Given data ::
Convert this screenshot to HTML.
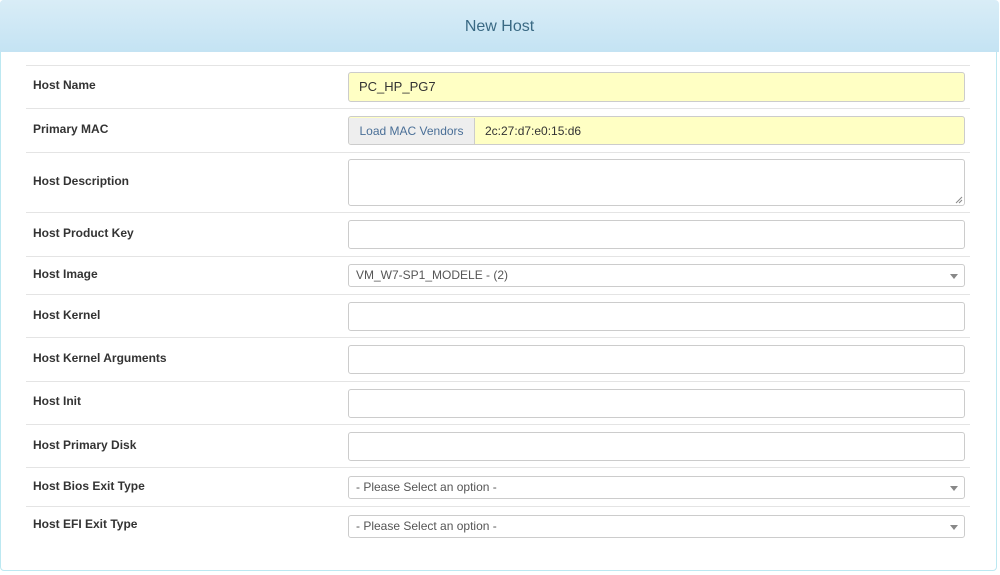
<!DOCTYPE html>
<html><head><style>
body{margin:0;width:1000px;height:575px;background:#fff;font-family:"Liberation Sans",Arial,sans-serif;position:relative;overflow:hidden}
.panel{position:absolute;left:0;top:0;width:997px;height:571px;border:1px solid #bce8f1;border-radius:4px;box-sizing:border-box}
.hd{position:absolute;left:0;top:0;width:999px;height:52px;background:linear-gradient(#d9edf7,#c4e3f3);text-align:center;line-height:53px;font-size:16px;color:#3a6a84;border-radius:4px 4px 0 0}
.ln{position:absolute;left:26px;width:944px;height:1px;background:#e4e4e4}
.lb{position:absolute;left:33px;font-size:12px;font-weight:bold;color:#333;line-height:14px}
.in{position:absolute;left:348px;width:617px;box-sizing:border-box;border:1px solid #ccc;border-radius:3px;background:#fff;font-size:13px;color:#333;padding-left:10px}
.y{background:#ffffc4}
.sel{font-size:12px;color:#555;padding-left:7px}
.sel:after{content:"";position:absolute;right:6px;top:50%;margin-top:-2px;border:4px solid transparent;border-top:5px solid #888;border-bottom:0}
</style></head><body>
<div class="panel"></div>
<div class="hd">New Host</div>
<div class="ln" style="top:65px"></div>
<div class="ln" style="top:108px"></div>
<div class="ln" style="top:152px"></div>
<div class="ln" style="top:212px"></div>
<div class="ln" style="top:256px"></div>
<div class="ln" style="top:294px"></div>
<div class="ln" style="top:337px"></div>
<div class="ln" style="top:381px"></div>
<div class="ln" style="top:424px"></div>
<div class="ln" style="top:467px"></div>
<div class="ln" style="top:506px"></div>

<div class="lb" style="top:78px">Host Name</div>
<div class="lb" style="top:122px">Primary MAC</div>
<div class="lb" style="top:174px">Host Description</div>
<div class="lb" style="top:226px">Host Product Key</div>
<div class="lb" style="top:267px">Host Image</div>
<div class="lb" style="top:308px">Host Kernel</div>
<div class="lb" style="top:351px">Host Kernel Arguments</div>
<div class="lb" style="top:394px">Host Init</div>
<div class="lb" style="top:438px">Host Primary Disk</div>
<div class="lb" style="top:479px">Host Bios Exit Type</div>
<div class="lb" style="top:517px">Host EFI Exit Type</div>

<div class="in y" style="top:72px;height:30px;line-height:28px">PC_HP_PG7</div>
<div class="in y" style="top:116px;height:29px;line-height:27px;padding-left:0;overflow:hidden"><span style="display:inline-block;width:125px;background:#eee;color:#4a6f97;text-align:center;border-right:1px solid #ccc;font-size:12px">Load MAC Vendors</span><span style="padding-left:10px;font-size:12px">2c:27:d7:e0:15:d6</span></div>
<div class="in" style="top:159px;height:47px"><svg style="position:absolute;right:1px;bottom:1px" width="8" height="8"><path d="M7 1L1 7M7 4L4 7" stroke="#888" stroke-width="1"/></svg></div>
<div class="in" style="top:220px;height:29px"></div>
<div class="in sel" style="top:264px;height:23px;line-height:21px">VM_W7-SP1_MODELE - (2)</div>
<div class="in" style="top:302px;height:29px"></div>
<div class="in" style="top:345px;height:29px"></div>
<div class="in" style="top:389px;height:29px"></div>
<div class="in" style="top:432px;height:29px"></div>
<div class="in sel" style="top:476px;height:23px;line-height:21px">- Please Select an option -</div>
<div class="in sel" style="top:515px;height:23px;line-height:21px">- Please Select an option -</div>
</body></html>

Stated goal :: Without the pictures, write out the whole listing above exactly as it appears.

Exercise output ::
Convert this screenshot to HTML.
<!DOCTYPE html>
<html><head><style>
body{margin:0;width:1000px;height:575px;background:#fff;font-family:"Liberation Sans",Arial,sans-serif;position:relative;overflow:hidden}
.panel{position:absolute;left:0;top:0;width:997px;height:571px;border:1px solid #bce8f1;border-radius:4px;box-sizing:border-box}
.hd{position:absolute;left:0;top:0;width:999px;height:52px;background:linear-gradient(#d9edf7,#c4e3f3);text-align:center;line-height:53px;font-size:16px;color:#3a6a84;border-radius:4px 4px 0 0}
.ln{position:absolute;left:26px;width:944px;height:1px;background:#e4e4e4}
.lb{position:absolute;left:33px;font-size:12px;font-weight:bold;color:#333;line-height:14px}
.in{position:absolute;left:348px;width:617px;box-sizing:border-box;border:1px solid #ccc;border-radius:3px;background:#fff;font-size:13px;color:#333;padding-left:10px}
.y{background:#ffffc4}
.sel{font-size:12px;color:#555;padding-left:7px}
.sel:after{content:"";position:absolute;right:6px;top:50%;margin-top:-2px;border:4px solid transparent;border-top:5px solid #888;border-bottom:0}
</style></head><body>
<div class="panel"></div>
<div class="hd">New Host</div>
<div class="ln" style="top:65px"></div>
<div class="ln" style="top:108px"></div>
<div class="ln" style="top:152px"></div>
<div class="ln" style="top:212px"></div>
<div class="ln" style="top:256px"></div>
<div class="ln" style="top:294px"></div>
<div class="ln" style="top:337px"></div>
<div class="ln" style="top:381px"></div>
<div class="ln" style="top:424px"></div>
<div class="ln" style="top:467px"></div>
<div class="ln" style="top:506px"></div>

<div class="lb" style="top:78px">Host Name</div>
<div class="lb" style="top:122px">Primary MAC</div>
<div class="lb" style="top:174px">Host Description</div>
<div class="lb" style="top:226px">Host Product Key</div>
<div class="lb" style="top:267px">Host Image</div>
<div class="lb" style="top:308px">Host Kernel</div>
<div class="lb" style="top:351px">Host Kernel Arguments</div>
<div class="lb" style="top:394px">Host Init</div>
<div class="lb" style="top:438px">Host Primary Disk</div>
<div class="lb" style="top:479px">Host Bios Exit Type</div>
<div class="lb" style="top:517px">Host EFI Exit Type</div>

<div class="in y" style="top:72px;height:30px;line-height:28px">PC_HP_PG7</div>
<div class="in y" style="top:116px;height:29px;line-height:27px;padding-left:0;overflow:hidden"><span style="display:inline-block;width:125px;background:#eee;color:#4a6f97;text-align:center;border-right:1px solid #ccc;font-size:12px">Load MAC Vendors</span><span style="padding-left:10px;font-size:12px">2c:27:d7:e0:15:d6</span></div>
<div class="in" style="top:159px;height:47px"><svg style="position:absolute;right:1px;bottom:1px" width="8" height="8"><path d="M7 1L1 7M7 4L4 7" stroke="#888" stroke-width="1"/></svg></div>
<div class="in" style="top:220px;height:29px"></div>
<div class="in sel" style="top:264px;height:23px;line-height:21px">VM_W7-SP1_MODELE - (2)</div>
<div class="in" style="top:302px;height:29px"></div>
<div class="in" style="top:345px;height:29px"></div>
<div class="in" style="top:389px;height:29px"></div>
<div class="in" style="top:432px;height:29px"></div>
<div class="in sel" style="top:476px;height:23px;line-height:21px">- Please Select an option -</div>
<div class="in sel" style="top:515px;height:23px;line-height:21px">- Please Select an option -</div>
</body></html>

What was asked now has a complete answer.